Its chairman, Nick Hardwick, said: "We enter this with open minds, as we search for the truth, and we have accepted the full cooperation of the Metropolitan Police service, which they have pledged."

He added: "We don't start from the assumption that we are investigating a crime here. We are looking for the truth."

Anger was fuelled yesterday by the reports that Mr de Menezes was in Britain on an out-of-date student visa. The claims are understood to have originated from government sources. But his family insisted he was legitimately in Britain on a five-year visa; one theory is that, like many Brazilians, he may have be travelling on a Portuguese passport.

The Home Office refused to comment on his case, but Shami Chakrabarti, director of Liberty, said: "We are disgusted at suggestions that a man's immigration status has any relevance at all to the value of his life."

Yesterday Tony Blair said he was desperately sorry for the death of Mr de Menezes, but stressed the police were working in very difficult circumstances.

"At the same time therefore, in expressing our sorrow and deep sympathy for the death that has happened, it is important that we allow the police, and support them in doing the job they have to do in order to protect people in this country," he said.

Jack Straw, in a joint press conference with his Brazilian counterpart, Celso Amorim, made an unreserved apology on behalf of Britain last night. He said: "My own sense of loss was made more poignant because I happen to live in this part of London, where I have lived for over 25 years."

Mr Straw also said a claim from Mr de Menezes' family for compensation would be treated "sympathetically and quickly".

At Stockwell station yesterday, a makeshift shrine was growing to the dead electrician. Sandwiched between the fruit and vegetable stall and the photo booth was a mound of flowers, flags, photos, handwritten messages and a football. The items had been placed there by a steady stream of people, most of them women, many in tears.

Tania, a middle-aged woman arranging the shrine, said: "We are all friends, part of the community of Stockwell. Latin Americans, from Brazil, Peru, Colombia, Mexico ­ we are all the same. We are all Asians to the police because we are not white. We are very, very angry."

Carlos de Silva, from Sao Paulo, a 32-year-old waiter, said: "I love this country. But when I heard it was him I just thought something must be wrong. How can the Brazilian people be involved with bombers? Britain offers us Brazilians a good life. At home it can take 20 years to be able to afford a house. Here you can do it in five."

Giovanna Panazzolo, 24, also from Sao Paulo, wrote: "I hope that justice will be done. We [the Brazilian community] are here to make sure that it happens."

Simone Frangalla, 34, an anthropologist, said: "I have talked to friends at home and they are very shocked. They support the UK and condemn terrorism. I tried to tell them that the news they were hearing about the shooting was a little distorted. We need to be calm."

Rita Luna, 52, a half-Brazilian interpreter, said: "To the police we Brazilians look the same as Pakistanis, Arabs and Palestinians. I already felt paranoid travelling on the Tube, now I feel anxious that I might get shot by the police."

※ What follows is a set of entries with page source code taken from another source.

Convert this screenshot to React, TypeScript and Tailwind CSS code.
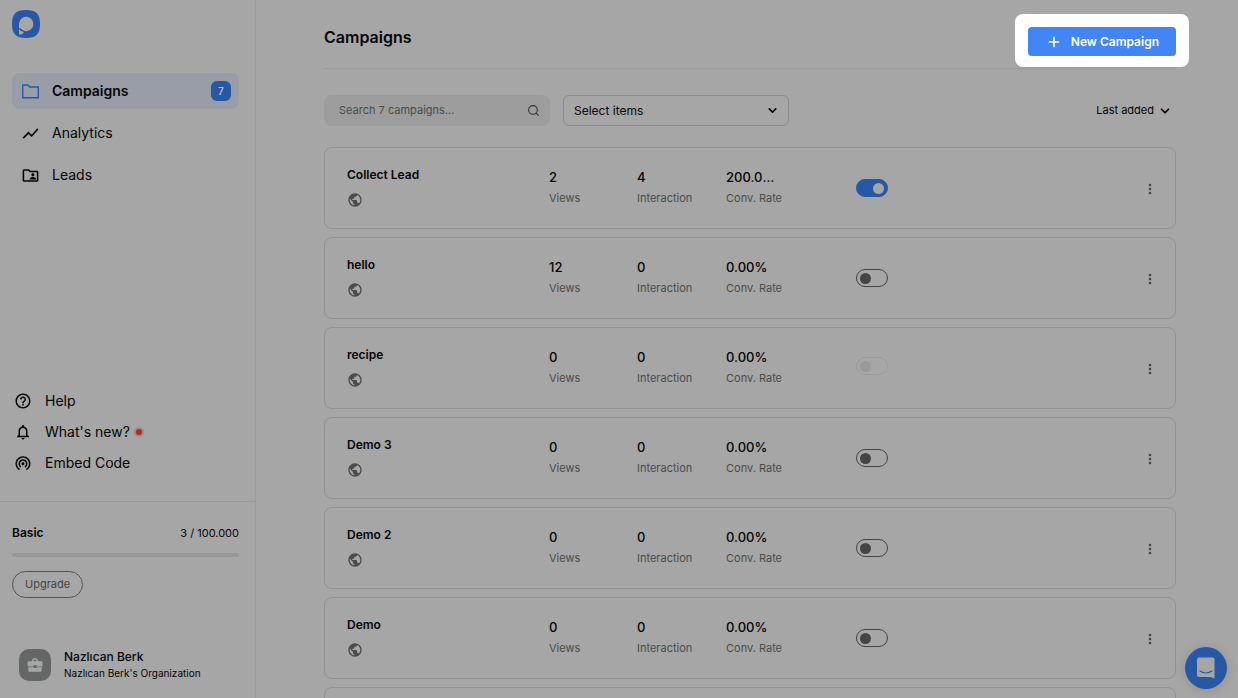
import { clsx } from 'clsx';
import { FiChevronDown, FiSearch } from 'react-icons/fi';
import {
  MdAdd,
  MdBusinessCenter,
  MdHelpOutline,
  MdMoreVert,
  MdNotificationsNone,
  MdOutlineFolderShared,
  MdPublic,
  MdShowChart,
  MdWifiTethering,
} from 'react-icons/md';

type Campaign = {
  name: string;
  views: string;
  interaction: string;
  rate: string;
  active?: boolean;
  disabled?: boolean;
};

const campaigns: Campaign[] = [
  { name: 'Collect Lead', views: '2', interaction: '4', rate: '200.00%', active: true },
  { name: 'hello', views: '12', interaction: '0', rate: '0.00%' },
  { name: 'recipe', views: '0', interaction: '0', rate: '0.00%', disabled: true },
  { name: 'Demo 3', views: '0', interaction: '0', rate: '0.00%' },
  { name: 'Demo 2', views: '0', interaction: '0', rate: '0.00%' },
  { name: 'Demo', views: '0', interaction: '0', rate: '0.00%' },
  { name: 'Demo 1', views: '0', interaction: '0', rate: '0.00%' },
];

function Logo() {
  return (
    <svg viewBox="0 0 28 28" className="size-7" aria-label="Home">
      <path d="M14 0C24 0 28 4 28 14S24 28 14 28 0 24 0 14 4 0 14 0Z" fill="#2857a3" />
      <path d="M7 14a7.200 7.200 0 1 1 7.200 7.200c-1.800 0-3.500-.8-5.200-2.400L7 18Z" fill="#a6a6a6" />
      <path d="M7 19.200c1.400 1.300 2.900 2.200 4.700 2.700-.1 1.500-1.200 2.500-2.600 2.500H7Z" fill="#a6a6a6" />
    </svg>
  );
}

function FolderIcon() {
  return (
    <svg viewBox="0 0 19 19" className="size-[19px] text-[#2857a3]" fill="none" stroke="currentColor" strokeWidth="1.400">
      <path d="M1.700 3h5.200l2 2h8.400v10.800H1.700Z" strokeLinejoin="round" />
    </svg>
  );
}

function Sidebar() {
  return (
    <aside className="flex h-full w-64 shrink-0 flex-col border-r border-[#9c9c9c]">
      <div className="px-3 pt-[10px]">
        <Logo />
      </div>

      {/* Main navigation */}
      <nav className="mt-[35px] flex flex-col gap-[6px] pr-4 pl-3 text-sm">
        <a href="#campaigns" className="flex h-9 items-center gap-3 rounded-lg bg-[#989da6] pr-2 pl-[9px] font-semibold">
          <FolderIcon />
          <span className="flex-1">Campaigns</span>
          <span className="flex size-5 items-center justify-center rounded-md bg-[#2857a3] text-[10px] text-[#b5bfd0]">7</span>
        </a>
        <a href="#analytics" className="flex h-9 items-center gap-3 pl-[9px]">
          <MdShowChart className="size-[19px]" />
          Analytics
        </a>
        <a href="#leads" className="flex h-9 items-center gap-3 pl-[9px]">
          <MdOutlineFolderShared className="size-[19px]" />
          Leads
        </a>
      </nav>

      {/* Secondary links */}
      <nav className="mt-auto flex flex-col gap-[11px] pb-7 pl-[14px] text-sm">
        <a href="#help" className="flex items-center gap-[13px]">
          <MdHelpOutline className="size-[18px]" />
          Help
        </a>
        <a href="#news" className="flex items-center gap-[13px]">
          <MdNotificationsNone className="size-[18px]" />
          <span className="flex items-center gap-1">
            What&apos;s new?
            <span className="flex size-[10px] items-center justify-center rounded-full bg-[#b08381]">
              <span className="size-[6px] rounded-full bg-[#a32f2c]" />
            </span>
          </span>
        </a>
        <a href="#embed" className="flex items-center gap-[13px]">
          <MdWifiTethering className="size-[18px]" />
          Embed Code
        </a>
      </nav>

      {/* Plan usage */}
      <section className="border-t border-[#999] pt-[22px] pr-4 pl-3">
        <div className="flex items-center justify-between">
          <h2 className="text-xs leading-[18px] font-semibold">Basic</h2>
          <span className="text-[11px] leading-[18px]">3 / 100.000</span>
        </div>
        <div className="mt-[11px] h-1 rounded-full bg-[#979797]" />
        <button className="mt-[14px] h-[27px] rounded-full border border-[#555] px-3 text-[11px] text-[#444]">Upgrade</button>
      </section>

      {/* Account */}
      <div className="mt-[50px] flex items-center gap-[13px] pb-4 pl-[19px]">
        <span className="flex size-8 items-center justify-center rounded-[10px] bg-[#646766]">
          <MdBusinessCenter className="size-[18px] text-[#a6a6a6]" />
        </span>
        <div>
          <p className="text-xs leading-[17px] font-medium">Nazlıcan Berk</p>
          <p className="text-[10px] leading-[17px]">Nazlıcan Berk&apos;s Organization</p>
        </div>
      </div>
    </aside>
  );
}

function Stat({ value, label }: { value: string; label: string }) {
  return (
    <div className="pb-1">
      <p className="w-[52px] truncate text-[13px] leading-5 font-medium">{value}</p>
      <p className="mt-[3px] text-[11px] leading-4 text-[#4b4b4b]">{label}</p>
    </div>
  );
}

function CampaignCard({ campaign }: { campaign: Campaign }) {
  const { name, views, interaction, rate, active, disabled } = campaign;

  return (
    <li className="grid h-[82px] shrink-0 grid-cols-[202px_88px_89px_130px_1fr_auto] items-center rounded-lg border border-[#929292] pr-[17px] pl-[22px]">
      <div className="pb-[2px]">
        <h3 className="text-xs leading-4 font-semibold">{name}</h3>
        <MdPublic className="mt-[9px] size-4 text-[#4b4b4b]" />
      </div>
      <Stat value={views} label="Views" />
      <Stat value={interaction} label="Interaction" />
      <Stat value={rate} label="Conv. Rate" />
      <input
        type="checkbox"
        role="switch"
        aria-label={`${name} active`}
        defaultChecked={active}
        disabled={disabled}
        className={clsx(
          'flex h-[18px] w-8 appearance-none items-center rounded-full border border-[#444] px-[3px]',
          "before:size-[11px] before:rounded-full before:bg-[#444] before:content-['']",
          'checked:justify-end checked:border-[#2857a3] checked:bg-[#2857a3] checked:before:bg-[#a6a6a6]',
          'disabled:mb-1 disabled:border-[#9c9c9c] disabled:before:bg-[#999a9c]'
        )}
      />
      <button aria-label={`${name} options`} className="pt-[2px] text-[#444]">
        <MdMoreVert className="size-4" />
      </button>
    </li>
  );
}

export default function App() {
  return (
    <div className="flex h-screen overflow-hidden bg-[#a6a6a6] font-['Inter',sans-serif] text-[#050505]">
      <Sidebar />

      <main className="min-w-0 flex-1 pr-[62px] pl-[68px]">
        <header className="flex h-[69px] items-start justify-between border-b border-[#9c9c9c] pt-[14px]">
          <h1 className="pt-[11px] text-base leading-6 font-semibold">Campaigns</h1>
          {/* White frame highlights the button */}
          <div className="-mr-[13px] rounded-lg bg-white px-[13px] pt-[13px] pb-[11px]">
            <button className="flex h-[29px] items-center gap-2 rounded bg-[#4285f4] px-[17px] text-xs font-semibold text-white">
              <MdAdd className="size-[18px]" />
              New Campaign
            </button>
          </div>
        </header>

        {/* Filters */}
        <div className="mt-[26px] flex items-center gap-[13px]">
          <div className="flex h-[31px] w-[226px] items-center rounded-lg bg-[#9d9d9d] pr-[10px] pl-[15px]">
            <input
              type="search"
              aria-label="Search campaigns"
              placeholder="Search 7 campaigns..."
              className="min-w-0 flex-1 text-[11px] outline-none placeholder:text-[#4b4b4b]"
            />
            <FiSearch className="size-[13px] text-[#333]" />
          </div>
          <div className="relative">
            <select aria-label="Filter items" className="h-[31px] w-[226px] appearance-none rounded-md border border-[#8c8c8c] px-[10px] text-xs">
              <option>Select items</option>
            </select>
            <FiChevronDown strokeWidth={3} className="pointer-events-none absolute top-[9px] right-[10px] size-[13px]" />
          </div>
          <button className="ml-auto flex items-center gap-1 pr-1 text-[11px]">
            Last added
            <FiChevronDown strokeWidth={3} className="size-[14px]" />
          </button>
        </div>

        <ul className="mt-[21px] flex flex-col gap-2">
          {campaigns.map((campaign) => (
            <CampaignCard key={campaign.name} campaign={campaign} />
          ))}
        </ul>
      </main>

      {/* Chat launcher */}
      <button
        aria-label="Open chat"
        className="fixed right-[11px] bottom-[9px] flex size-[42px] items-center justify-center rounded-full bg-[#2857a3] shadow-[0_1px_12px_rgba(0,0,0,0.12)]"
      >
        <svg viewBox="0 0 20 22" className="h-[22px] w-5">
          <path d="M3 0.500h13.500a2 2 0 0 1 2 2V21.500l-4-1.500H3a2 2 0 0 1-2-2V2.500a2 2 0 0 1 2-2Z" fill="#a6a6a6" />
          <path d="M4 14c3.500 2.600 8.300 2.600 11.800 0" fill="none" stroke="#2857a3" strokeWidth="1.300" strokeLinecap="round" />
        </svg>
      </button>
    </div>
  );
}
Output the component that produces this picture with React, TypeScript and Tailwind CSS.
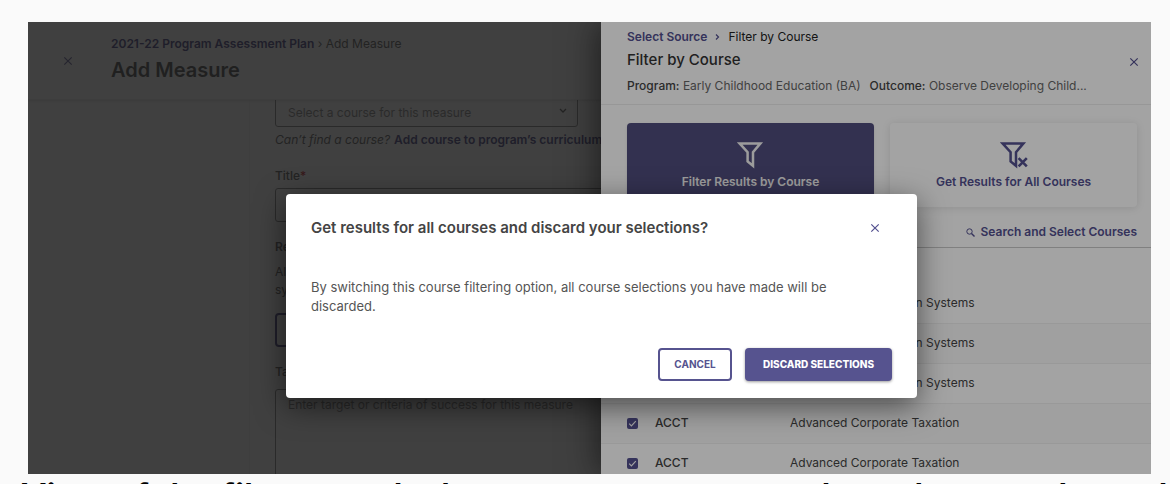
import React from "react";

const courses = [
  { code: "ACCT", name: "Accounting Information Systems" },
  { code: "ACCT", name: "Accounting Information Systems" },
  { code: "ACCT", name: "Accounting Information Systems" },
  { code: "ACCT", name: "Advanced Corporate Taxation" },
  { code: "ACCT", name: "Advanced Corporate Taxation" },
];

function CloseIcon() {
  return (
    <svg width="10" height="10" viewBox="0 0 10 10" fill="none" stroke="currentColor" strokeWidth="1.2" aria-hidden="true">
      <path d="M1.3 1.3l7.4 7.4M8.7 1.3L1.3 8.7" />
    </svg>
  );
}

function FunnelIcon({ crossed = false }: { crossed?: boolean }) {
  return (
    <svg width="28" height="28" viewBox="0 0 28 28" fill="none" stroke="currentColor" strokeWidth="2.5" aria-hidden="true">
      <path d="M2.6 2.4h20.8l-7.4 8.8v13.6L10.6 20.4v-9.2z" />
      {crossed && <path d="M18.6 17.2l8.2 8.2M26.8 17.2l-8.2 8.2" strokeWidth="2.6" />}
    </svg>
  );
}

function AddMeasurePage() {
  return (
    <div className="flex h-full flex-col bg-white text-[#444]">
      <header className="z-10 flex h-[78px] shrink-0 items-center border-b border-[#eee] shadow-sm">
        <button aria-label="Close" className="mr-[38px] ml-[35px] flex size-[10px] items-center justify-center text-[#53508f]">
          <CloseIcon />
        </button>
        <div>
          <nav className="text-[12px] leading-4">
            <a href="#plan" className="font-semibold text-[#2c2870]">2021-22 Program Assessment Plan</a>
            <span> › Add Measure</span>
          </nav>
          <h1 className="mt-[2px] text-[20px] leading-8 font-semibold text-[#333]">Add Measure</h1>
        </div>
      </header>
      <form className="ml-[221px] min-h-0 flex-1 overflow-hidden border-l border-[#f7f7f7] pl-[25px] text-[12px]">
        <div className="relative -mt-2 w-[303px]">
          <select aria-label="Course" className="h-[35px] w-full appearance-none rounded-[3px] border border-[#777] pt-[6px] pl-3 text-[12px] text-[#777]">
            <option>Select a course for this measure</option>
          </select>
          <svg className="absolute top-4 right-[11px]" width="8" height="6" viewBox="0 0 8 6" fill="none" stroke="currentColor" strokeWidth="1.3">
            <path d="M1 1l3 3 3-3" />
          </svg>
        </div>
        <p className="mt-[5px] leading-4 whitespace-nowrap">
          <em>Can’t find a course?</em>
          <a href="#add-course" className="ml-1 font-semibold text-[#2c2870]">Add course to program’s curriculum</a>
        </p>
        <label htmlFor="measure-title" className="mt-5 block leading-4 font-medium">
          Title<span className="text-red-700">*</span>
        </label>
        <input id="measure-title" className="mt-1 block h-[34px] w-full rounded-[3px] border border-[#777]" />
        <h2 className="mt-[17px] leading-4 font-semibold">Results</h2>
        <p className="mt-2 w-[240px] leading-[18px]">
          Align results that are in the<br />system
        </p>
        <button type="button" className="mt-[14px] block h-[34px] w-[160px] rounded-[4px] border-2 border-[#2c2870]">Select Source</button>
        <label htmlFor="measure-target" className="mt-[17px] block leading-4 font-medium">Target</label>
        <textarea
          id="measure-target"
          placeholder="Enter target or criteria of success for this measure"
          className="mt-[9px] block h-[120px] w-full rounded-[3px] border border-[#777] px-3 py-[7px] text-[12px] leading-4 placeholder:text-[#777]"
        />
      </form>
    </div>
  );
}

function FilterDrawer() {
  return (
    <aside className="absolute inset-y-0 right-0 flex w-[550px] flex-col bg-white text-[#444] shadow-[-4px_0_30px_rgba(0,0,0,0.5)]">
      <header className="flex h-[83px] shrink-0 items-center border-b border-[#ececec] pr-3 pb-[2px] pl-[26px]">
        <div className="min-w-0 flex-1">
          <nav className="flex items-center gap-[8px] text-[12px] leading-4">
            <a href="#source" className="font-semibold text-[#53508f]">Select Source</a>
            <svg width="5" height="8" viewBox="0 0 5 8" fill="none" stroke="#53508f" strokeWidth="1.2"><path d="M1 1.5l2.5 2.5L1 6.5" /></svg>
            <span className="text-[#222]">Filter by Course</span>
          </nav>
          <h2 className="mt-[3px] text-[15px] leading-6 font-medium text-[#333]">Filter by Course</h2>
          <p className="mt-1 text-[12px] leading-5 whitespace-nowrap text-[#666]">
            <span className="font-medium text-[#444]">Program:</span> Early Childhood Education (BA)
            <span className="ml-[9px] font-medium text-[#444]">Outcome:</span> Observe Developing Child...
          </p>
        </div>
        <button aria-label="Close filter" className="flex size-[10px] items-center justify-center text-[#53508f]">
          <CloseIcon />
        </button>
      </header>
      <div className="grid grid-cols-2 gap-4 pt-[18px] pr-[14px] pl-[26px] text-[12px] font-semibold">
        <button className="flex h-[84px] flex-col items-center rounded-[4px] bg-[#514e7d] pt-[18px] text-[#f4f4f4] shadow">
          <FunnelIcon />
          <span className="mt-[5px] leading-4">Filter Results by Course</span>
        </button>
        <button className="flex h-[84px] flex-col items-center rounded-[4px] pt-[18px] text-[#53508f] shadow-[0_1px_8px_rgba(0,0,0,0.12)]">
          <FunnelIcon crossed />
          <span className="mt-[5px] leading-4">Get Results for All Courses</span>
        </button>
      </div>
      <div className="mt-[17px] flex h-6 shrink-0 items-start justify-end border-b border-[#c8c8c8] pr-[14px]">
        <button className="flex items-center gap-[6px] text-[12px] leading-4 font-semibold text-[#53508f]">
          <svg width="9" height="9" viewBox="0 0 9 9" fill="none" stroke="currentColor"><circle cx="3.5" cy="3.5" r="2.7" /><path d="M5.5 5.5l3 3" strokeWidth="1.4" /></svg>
          Search and Select Courses
        </button>
      </div>
      <table className="mt-[35px] w-full shrink-0 table-fixed text-left text-[12px]">
        <tbody>
          {courses.map((course, i) => (
            <tr key={i} className="h-10 border-b border-[#f0f0f0] even:bg-[#fafafa]">
              <td className="w-[54px] pl-[26px]">
                <span className="relative block size-[11px]">
                  <input type="checkbox" defaultChecked aria-label={course.name} className="block size-[11px] appearance-none rounded-[2px] bg-[#53508f]" />
                  <svg className="pointer-events-none absolute inset-0" width="11" height="11" viewBox="0 0 11 11" fill="none" stroke="white" strokeWidth="1.2"><path d="M2.2 5.6l2.2 2.2 4.4-4.6" /></svg>
                </span>
              </td>
              <td className="w-[135px] font-medium">{course.code}</td>
              <td>{course.name}</td>
            </tr>
          ))}
        </tbody>
      </table>
    </aside>
  );
}

function DiscardDialog() {
  return (
    <section
      role="dialog"
      aria-modal="true"
      aria-labelledby="dialog-title"
      className="absolute top-[172px] left-[258px] w-[631px] rounded-[4px] bg-white px-[25px] pt-[22px] pb-[17px] text-[#444] shadow-[0_8px_30px_rgba(0,0,0,0.55)]"
    >
      <div className="flex items-center justify-between pr-3">
        <h2 id="dialog-title" className="text-[15px] leading-6 font-semibold">Get results for all courses and discard your selections?</h2>
        <button aria-label="Close dialog" className="text-[#53508f]"><CloseIcon /></button>
      </div>
      <p className="mt-[38px] text-[13px] leading-[19px] text-[#555]">
        By switching this course filtering option, all course selections you have made will be discarded.
      </p>
      <div className="mt-8 flex justify-end gap-[13px] text-[10px]">
        <button className="h-[33px] w-[74px] rounded-[4px] border-2 border-[#56538f] font-bold text-[#56538f]">CANCEL</button>
        <button className="h-[33px] w-[147px] rounded-[4px] bg-[#56538f] font-extrabold text-white shadow-[0_1px_3px_rgba(0,0,0,0.4)]">DISCARD SELECTIONS</button>
      </div>
    </section>
  );
}

export default function App() {
  return (
    <div className="flex h-screen flex-col overflow-hidden bg-[#fafafa] pt-[22px] font-['Inter','Liberation_Sans',sans-serif]">
      <div className="relative mr-[19px] ml-7 min-h-0 flex-1 overflow-hidden">
        <AddMeasurePage />
        <div className="absolute inset-0 z-10 bg-[#333]/76" />
        <div className="absolute inset-0 z-20">
          <FilterDrawer />
          <div className="absolute inset-0 bg-black/36" />
          <DiscardDialog />
        </div>
      </div>
      <p className="h-[10px] shrink-0 pl-[21px] text-[35px] leading-[44px] font-semibold whitespace-nowrap text-black">
        View of the filter panel where you can use a and reach a couple each
      </p>
    </div>
  );
}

How studying in Britain offers route to a visa

By Nigel Morris

* Applying to study in this country is one of the most popular routes for obtaining a British visa and the Government has encouraged universities to see foreign students as a source of income.

In 2003, more than 190,000 student visas were issued, a rise of 48 per cent in a year.

To qualify, students must be able to show they are attending a recognised course, will be able to support themselves without working and promise to leave Britain when they complete their studies.

Since 1 January this year, courses for which a student visa can be obtained must be registered on the Department for Education and Skills' " Register of Education and Training Providers".

Students are allowed to stay for the length of their course, or for a maximum of two years if it is below degree standard. If a student is refused entry to the UK, and plans to spend more than six months in the country, then they have the right to appeal.

In theory, once you are in the UK you can apply for an extension of stay or for a variation of leave to enter (a change to your reason for being in the UK, for example from a working holidaymaker to a work-permit holder).

From September 2004 the maximum time someone can stay in the UK to do successive short courses (under one year) below degree level has been reduced from four years to two years.

On 1 July the fee for a student visa rose from £36 to £85. Since 1 April the fee for postal applications for "leave to remain" has been £250 for students.

Work permits are in general more difficult to obtain than student visas. Employers have to apply for them on behalf of potential employees.